Submitted to: Transactions of the ASABE
Publication Type: Peer Reviewed Journal
Publication Acceptance Date: 5/8/2017
Publication Date: 8/31/2017
Citation: Wang, L., Flanagan, D.C., Cherkauer, K.A. 2017. Development of a coupled water quality model. Transactions of the ASABE. 60(4):1153-1170. doi: https://doi.org/10.13031/trans.12002.
DOI: https://doi.org/10.13031/trans.12002

Interpretive Summary: High production agriculture systems rely upon substantial amounts of agricultural chemicals, most notably fertilizers and pesticides. When rainfall, runoff, and soil erosion events occur, almost always some of these applied chemicals are transported off of the fields in the water or attached to the sediments. With growing concerns related to chemical losses to streams and lakes, particularly losses of phosphorus (P) and nitrogen (N), there is a need to be able to estimate how much of these chemicals are lost, and if there are ways that lands can be managed to minimize or eliminate these losses. Monitoring of fields is one possible way, but is difficult, time-consuming, expensive, and infeasible for large numbers of fields. Alternately, computer simulation models can be used to estimate these chemical losses and the effects of land management practices on reducing them. In this study, a new coupled water quality model was developed, using the process-based WEPP model, and water quality components from another model, the Soil and Water Assessment Tool (SWAT). WEPP allows for very detailed descriptions of the land management practices, predictions of runoff, and predictions of soil loss and sediment yields. The combination of WEPP and the SWAT routines resulted in a coupled WEPP-WQ model that was able to very accurately predict losses of N and P from experimental field studies. This research impacts scientists, students, conservation agency personnel, extension agents, farmers, and others involved in environmental modeling and assessment studies. Application of the WEPP-WQ model may allow for more accurate determination of chemical losses, as well as better management practices to reduce or eliminate the pollutants.

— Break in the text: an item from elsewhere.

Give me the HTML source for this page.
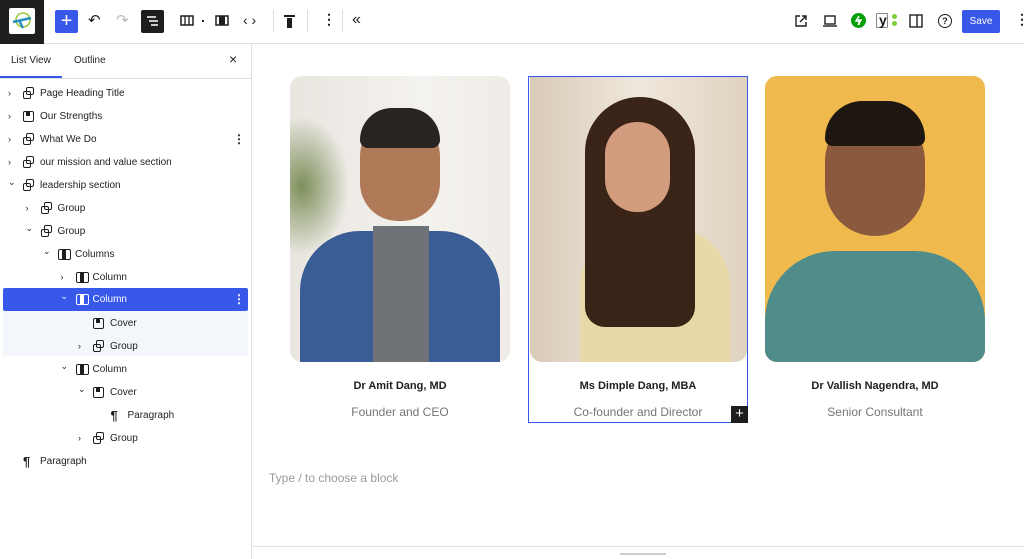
<!DOCTYPE html>
<html><head><style>
*{box-sizing:border-box;margin:0;padding:0}
body{width:1024px;height:559px;overflow:hidden;background:#fff;font-family:"Liberation Sans",sans-serif;color:#1e1e1e;position:relative}
.a{position:absolute}
.top{left:0;top:0;width:1024px;height:44px;border-bottom:1px solid #e0e0e0}
.side{left:0;top:44px;width:252px;height:515px;border-right:1px solid #e0e0e0}
.row{position:absolute;height:23px;font-size:10px;line-height:23px;white-space:nowrap}
.ic{position:absolute;top:6px;width:11px;height:11px;border:1.3px solid #1e1e1e;border-radius:2px}
.ar{position:absolute;font-size:9px;top:0}
.name{font-size:11px;font-weight:bold;text-align:center;color:#1e1e1e}
.role{font-size:12px;text-align:center;color:#757575}
</style></head><body>
<div class="a top">
 <div class="a" style="left:0;top:0;width:44px;height:44px;background:#1e1e1e"></div>
 <div class="a" style="left:9px;top:8px;width:26px;height:26px;background:#fff;border-radius:2px"></div>
 <svg class="a" style="left:9px;top:8px" width="26" height="26"><circle cx="14" cy="12" r="7" fill="none" stroke="#9bc93a" stroke-width="1.5"/><path d="M4 14 L22 10 M10 12 L14 20" stroke="#2a8fbf" stroke-width="2.5"/></svg>
 <div class="a" style="left:55px;top:10px;width:23px;height:23px;background:#3858e9;border-radius:2px;color:#fff;font-size:20px;line-height:22px;text-align:center">+</div>
 <div class="a" style="left:88px;top:11px;font-size:15px">↶</div>
 <div class="a" style="left:116px;top:11px;font-size:15px;color:#bbb">↷</div>
 <div class="a" style="left:141px;top:10px;width:23px;height:23px;background:#1e1e1e;border-radius:2px"></div>
 <svg class="a" style="left:145px;top:14px" width="15" height="15"><path d="M2 3h9M4 7h9M6 11h7" stroke="#fff" stroke-width="1.5"/></svg>
 <svg class="a" style="left:180px;top:15px" width="14" height="12"><rect x="1" y="1" width="12" height="9" fill="none" stroke="#1e1e1e" stroke-width="1.5"/><path d="M5 1v9M9 1v9" stroke="#1e1e1e" stroke-width="1.3"/></svg>
 <div class="a" style="left:202px;top:20px;width:2px;height:2px;background:#1e1e1e"></div>
 <svg class="a" style="left:215px;top:15px" width="14" height="12"><rect x="1" y="1" width="12" height="9" fill="none" stroke="#1e1e1e" stroke-width="1.5"/><rect x="4" y="1" width="6" height="9" fill="#1e1e1e"/></svg>
 <div class="a" style="left:243px;top:12px;font-size:14px">‹ ›</div>
 <div class="a" style="left:273px;top:10px;width:1px;height:22px;background:#ddd"></div>
 <div class="a" style="left:284px;top:15px;width:11px;height:2px;background:#1e1e1e"></div>
 <div class="a" style="left:287px;top:18px;width:5px;height:10px;background:#1e1e1e"></div>
 <div class="a" style="left:307px;top:10px;width:1px;height:22px;background:#ddd"></div>
 <div class="a" style="left:322px;top:11px;font-size:14px;font-weight:bold">⋮</div>
 <div class="a" style="left:342px;top:10px;width:1px;height:22px;background:#ddd"></div>
 <div class="a" style="left:352px;top:11px;font-size:16px">«</div>
 <svg class="a" style="left:794px;top:14px" width="14" height="14"><path d="M6 2H2v10h10V8M8 2h4v4M12 2L6 8" fill="none" stroke="#1e1e1e" stroke-width="1.4"/></svg>
 <svg class="a" style="left:822px;top:14px" width="16" height="14"><rect x="3" y="2" width="10" height="8" fill="none" stroke="#1e1e1e" stroke-width="1.4"/><path d="M1 12h14" stroke="#1e1e1e" stroke-width="1.4"/></svg>
 <div class="a" style="left:851px;top:13px;width:15px;height:15px;border-radius:50%;background:#069e08"></div>
 <svg class="a" style="left:851px;top:13px" width="15" height="15"><path d="M8 3L5 8h3v4M7 12l3-5H7" stroke="#fff" stroke-width="1.5" fill="none"/></svg>
 <div class="a" style="left:876px;top:13px;width:12px;height:15px;border:1px solid #888;border-radius:1px"></div>
 <div class="a" style="left:879px;top:12px;font-size:14px;font-weight:bold">y</div>
 <div class="a" style="left:892px;top:14px;width:5px;height:5px;border-radius:50%;background:#7ad03a"></div>
 <div class="a" style="left:892px;top:21px;width:5px;height:5px;border-radius:50%;background:#7ad03a"></div>
 <svg class="a" style="left:909px;top:14px" width="14" height="14"><rect x="1" y="1" width="12" height="12" fill="none" stroke="#1e1e1e" stroke-width="1.4"/><path d="M8 1v12" stroke="#1e1e1e" stroke-width="1.4"/></svg>
 <div class="a" style="left:938px;top:14px;width:14px;height:14px;border:1.4px solid #1e1e1e;border-radius:50%;font-size:9px;text-align:center;line-height:12px;font-weight:bold">?</div>
 <div class="a" style="left:962px;top:10px;width:38px;height:23px;background:#3858e9;border-radius:2px;color:#fff;font-size:10px;line-height:23px;text-align:center">Save</div>
 <div class="a" style="left:1015px;top:11px;font-size:14px;font-weight:bold">⋮</div>
</div>
<div class="a side">
 <div class="a" style="left:11px;top:11px;font-size:10px">List View</div>
 <div class="a" style="left:74px;top:11px;font-size:10px">Outline</div>
 <div class="a" style="left:229px;top:7px;font-size:14px">×</div>
 <div class="a" style="left:0;top:32px;width:62px;height:2px;background:#3858e9"></div>
 <div class="a" style="left:0;top:34px;width:252px;height:1px;background:#e0e0e0"></div>
 <div class="a" style="left:3px;top:244px;width:245px;height:23px;background:#3858e9;border-radius:2px"></div>
 <div class="a" style="left:3px;top:267px;width:245px;height:45px;background:#f3f6fa"></div>
</div>
<div id="list"></div>
<script>
var items=[[0,'›','g','Page Heading Title'],[0,'›','c','Our Strengths'],[0,'›','g','What We Do',1],[0,'›','g','our mission and value section'],[0,'⌄','g','leadership section'],[1,'›','g','Group'],[1,'⌄','g','Group'],[2,'⌄','col','Columns'],[3,'›','c1','Column'],[3,'⌄','c1','Column',1],[4,'','c','Cover'],[4,'›','g','Group'],[3,'⌄','c1','Column'],[4,'⌄','c','Cover'],[5,'','p','Paragraph'],[4,'›','g','Group'],[0,'','p','Paragraph']];
var h='';items.forEach(function(it,i){var y=81+i*23,l=it[0]*17.5,sel=i==9,c=sel?'#fff':'#1e1e1e';
var ty=sel?y:y+1;
h+='<div class="row" style="left:0;top:'+ty+'px;width:248px;color:'+c+'">';
if(it[1])h+='<span class="ar" style="left:'+(l+8)+'px;'+(it[1]=='⌄'?'top:-3px;':'')+'">'+it[1]+'</span>';
var ix=l+23;
if(it[2]=='p')h+='<span style="position:absolute;left:'+ix+'px;font-size:13px;font-weight:bold">¶</span>';
else if(it[2]=='g')h+='<span class="ic" style="left:'+(ix+3)+'px;top:5px;width:8px;height:8px;border-color:'+c+'"></span><span class="ic" style="left:'+ix+'px;top:9px;width:8px;height:8px;border-color:'+c+'"></span>';
else if(it[2]=='c')h+='<span class="ic" style="left:'+ix+'px;border-color:'+c+'"><span style="position:absolute;left:2px;top:0;width:4px;height:4px;background:'+c+'"></span></span>';
else h+='<span class="ic" style="left:'+ix+'px;width:13px;border-color:'+c+'"><span style="position:absolute;left:3px;top:0;width:4px;height:100%;background:'+c+'"></span></span>';
h+='<span style="position:absolute;left:'+(l+40)+'px">'+it[3]+'</span>';
if(it[4])h+='<span style="position:absolute;left:233px;font-weight:bold;font-size:12px">⋮</span>';
h+='</div>';});
document.getElementById('list').innerHTML=h;
</script>
<div class="a" style="left:290px;top:76px;width:220px;height:286px;border-radius:12px;overflow:hidden;background:linear-gradient(90deg,#e9e6e0,#f4f2ee 60%,#efece7)">
 <div class="a" style="left:0;top:40px;width:60px;height:140px;background:radial-gradient(ellipse at 20% 50%,#7d8f5a,transparent 70%)"></div>
 <div class="a" style="left:10px;top:155px;width:200px;height:150px;border-radius:60px 60px 0 0;background:#3b5d96"></div>
 <div class="a" style="left:83px;top:150px;width:56px;height:140px;background:#6f7378"></div>
 <div class="a" style="left:70px;top:40px;width:80px;height:105px;border-radius:40px 40px 38px 38px;background:#b07a58"></div>
 <div class="a" style="left:70px;top:32px;width:80px;height:40px;border-radius:40px 40px 10px 10px;background:#2a2420"></div>
</div>
<div class="a" style="left:528px;top:76px;width:220px;height:347px;border:1px solid #3858e9"></div>
<div class="a" style="left:530px;top:77px;width:217px;height:285px;border-radius:0 0 12px 12px;overflow:hidden;background:linear-gradient(90deg,#d9cbb8,#efe7dc 50%,#e0d3c0)">
 <div class="a" style="left:50px;top:150px;width:150px;height:150px;border-radius:60px 60px 0 0;background:#e9d9a8"></div>
 <div class="a" style="left:55px;top:20px;width:110px;height:230px;border-radius:55px 55px 20px 20px;background:#3a2418"></div>
 <div class="a" style="left:75px;top:45px;width:65px;height:90px;border-radius:32px;background:#d49c7e"></div>
</div>
<div class="a" style="left:765px;top:76px;width:220px;height:286px;border-radius:12px;overflow:hidden;background:#f0b94e">
 <div class="a" style="left:0;top:175px;width:220px;height:120px;border-radius:70px 70px 0 0;background:#4f8c8a"></div>
 <div class="a" style="left:60px;top:35px;width:100px;height:125px;border-radius:50px;background:#8b5a3e"></div>
 <div class="a" style="left:60px;top:25px;width:100px;height:45px;border-radius:50px 50px 10px 10px;background:#1e1611"></div>
</div>
<div class="a name" style="left:290px;top:380px;width:220px">Dr Amit Dang, MD</div>
<div class="a name" style="left:528px;top:380px;width:220px">Ms Dimple Dang, MBA</div>
<div class="a name" style="left:765px;top:380px;width:220px">Dr Vallish Nagendra, MD</div>
<div class="a role" style="left:290px;top:405px;width:220px">Founder and CEO</div>
<div class="a role" style="left:528px;top:405px;width:220px">Co-founder and Director</div>
<div class="a role" style="left:765px;top:405px;width:220px">Senior Consultant</div>
<div class="a" style="left:731px;top:406px;width:17px;height:17px;background:#1e1e1e;color:#fff;font-size:15px;line-height:16px;text-align:center">+</div>
<div class="a" style="left:269px;top:471px;font-size:12px;color:#9a9a9a">Type / to choose a block</div>
<div class="a" style="left:253px;top:546px;width:771px;height:1px;background:#e0e0e0"></div>
<div class="a" style="left:620px;top:553px;width:46px;height:2px;background:#ccc"></div>
</body></html>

Technical Abstract: Non-point source (NPS) pollutants, especially from agriculture, continue to be a primary source of water quality degradation problems. Effective land management decisions at the field scale must be made to minimize nutrient losses that could pollute streams. Existing NPS models often cannot directly estimate the impacts of different land management practices or determine the effectiveness of combined Best Management Practices (BMPs) in a distributed way at the farm scale. In many cases they rely on application of the Universal Soil Loss Equation (USLE) or its improved versions, which represent fields in a lumped fashion and using empirical rather than process based modeling methodologies. Here a coupled Water Erosion Prediction Project and Water Quality (WEPP-WQ) model is completed, updated, improved and evaluated for simulations of hydrology, soil erosion and water quality. The WEPP model is a well-established process-based model that simulates runoff and erosion processes from a hill slope. The water quality components are based on those of the Soil and Water Assessment Tool(SWAT) model. A single Overland Flow Element (OFE) on a hill slope is used to represent a single land use management on a hillslope. The WEPP-WQ model is tested by comparing simulated values from the coupled model with observed nutrient and sediment concentrations in surface runoff following storm events at an experimental site near Waterloo in northeastern Indiana and at the Throckmorton Purdue Agricultural Center in west central Indiana. Time series evaluation of the WEPP-WQ model was done with observed nutrient and sediment losses from an experimental plot near Tifton, GA. The model performed quite well in simulating nutrient losses for single storm events with the R2 higher than 0.8, Nash-Sutcliffe efficiency (NSE) higher than 0.65, and percent bias (PBIAS) less than 31% for runoff, sediments, nitrate nitrogen, total nitrogen, soluble phosphorus, and total phosphorus losses. In predicting time series nutrient loss, the WEPP-WQ model simulated nitrate nitrogen losses adequately with the ratio of the root mean square error to the standard deviation of measured data (RSR) greater than 0.65, NSE higher than 0.51, and PBIAS greater than -35%. Comparisons between simulated soluble phosphorus, total phosphorus and literature reviewed results were performed due to the absence of an available observational dataset.